OYO has vehemently denied what it called as “unverified” claims made by the Federation of Hotel & Restaurant Associations of India’s (FHRAI) regarding the ongoing insolvency resolution process with the National Company Law Appellate Tribunal (NCLAT). Currently, the matter stands adjourned.
In an exclusive communication to Hotelier India, the company clarified that the recent hearing on 2nd June, 2021 primarily included procedural follow-ups of the previous hearing. “As before, the interveners have now been asked to file applications. It is important to understand that their applications will be heard and decided subsequent to OYO’s submissions,” the organisation stated.
It added that the stay on the formation of the committee of creditors continues. OYO maintained its stand as before, that by the law, the interveners have no locus in this matter and their disputed claims are not grounds for intervention. The company further denied the “unverified and baseless rumors” made around the monetary claims involved in the matter. Since the matter remains sub-judice, it was unable to share any further information.
To bring readers up to speed, FHRAI recently issued a press release stating that NCLAT has allowed it to intervene on behalf of its member hotels who are operational creditors to OYO and are suffering on account of non-payments of debt by the accommodation service provider. It added that its members have filed claims before the Insolvency Resolution Process (IRP) of around INR 93 crores and expects more hotels to submit their claims before the next hearing on 21st June, 2021.
Senior Counsel, Kishnendu Datta, represents FHRAI and its member hotels who are claimants of INR 93 crores. The association added that there is close to overall INR 200 crores worth of claims by claimants in the OYO insolvency case with NCLAT. It stated that hotels have stated that OYO entered into various kinds of agreements, ranging from leave and license agreements to management services agreement with minimum return assurances, but, eventually breached the agreement terms.
“An insolvency case against OYO is going on. Over the last couple of years, a lot of our members reported to us about money owed to them and OYO refusing to pay them. FHRAI has pleaded to contest the case on behalf of its hotel members and NCLAT has allowed it. We are representing many distressed hoteliers who individually do not have the capacity to take on OYO,” said Pradeep Shetty, Jt. Honorary Secretary, FHRAI.

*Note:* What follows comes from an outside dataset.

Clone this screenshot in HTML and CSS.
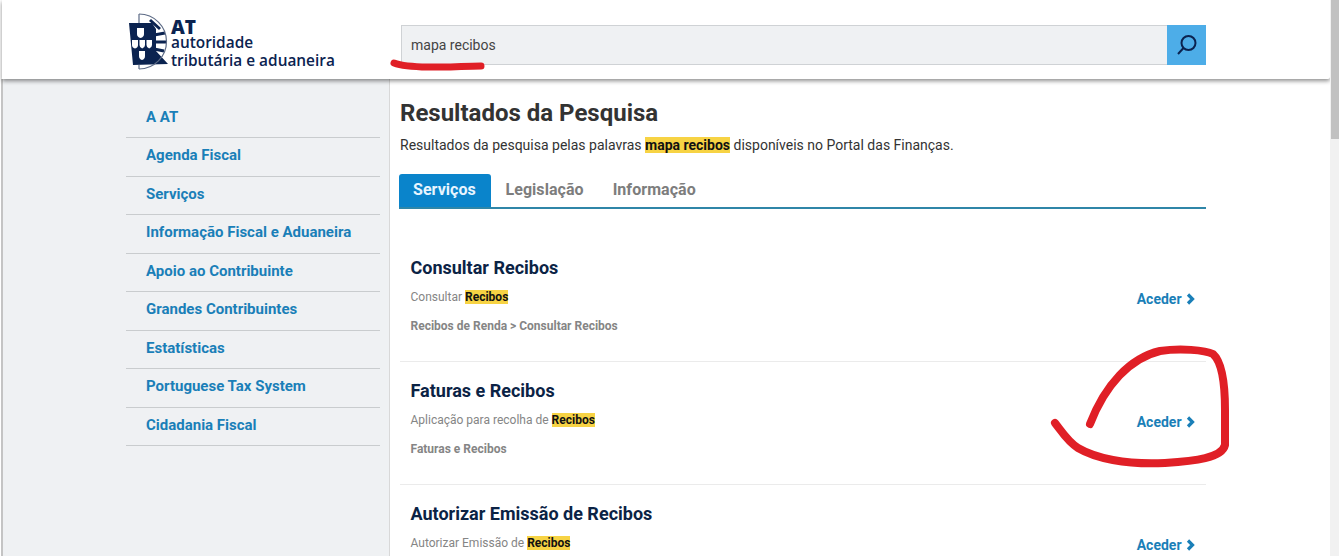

In its application to the Tribunal, the FHRAI has pointed out that a number of matters by several hoteliers are pending before various Courts against OYO. It claimed that the company closed a majority of its operations and offices across India to “further cheat member hotels and other similarly placed companies”.
“OYO operates its business under maze of more than a dozen subsidiary entities. These entities enter into agreements with hotels and the FHRAI has data of hundreds of such hotels that have reported payment defaults and other unethical business practices by OYO through these entities. The development so far in the case has given a sense of relief to several hotels across the country who felt shortchanged by OYO and the movement of consolidation of all victims of the hotel room aggregator is now gaining steam,” Shetty concluded.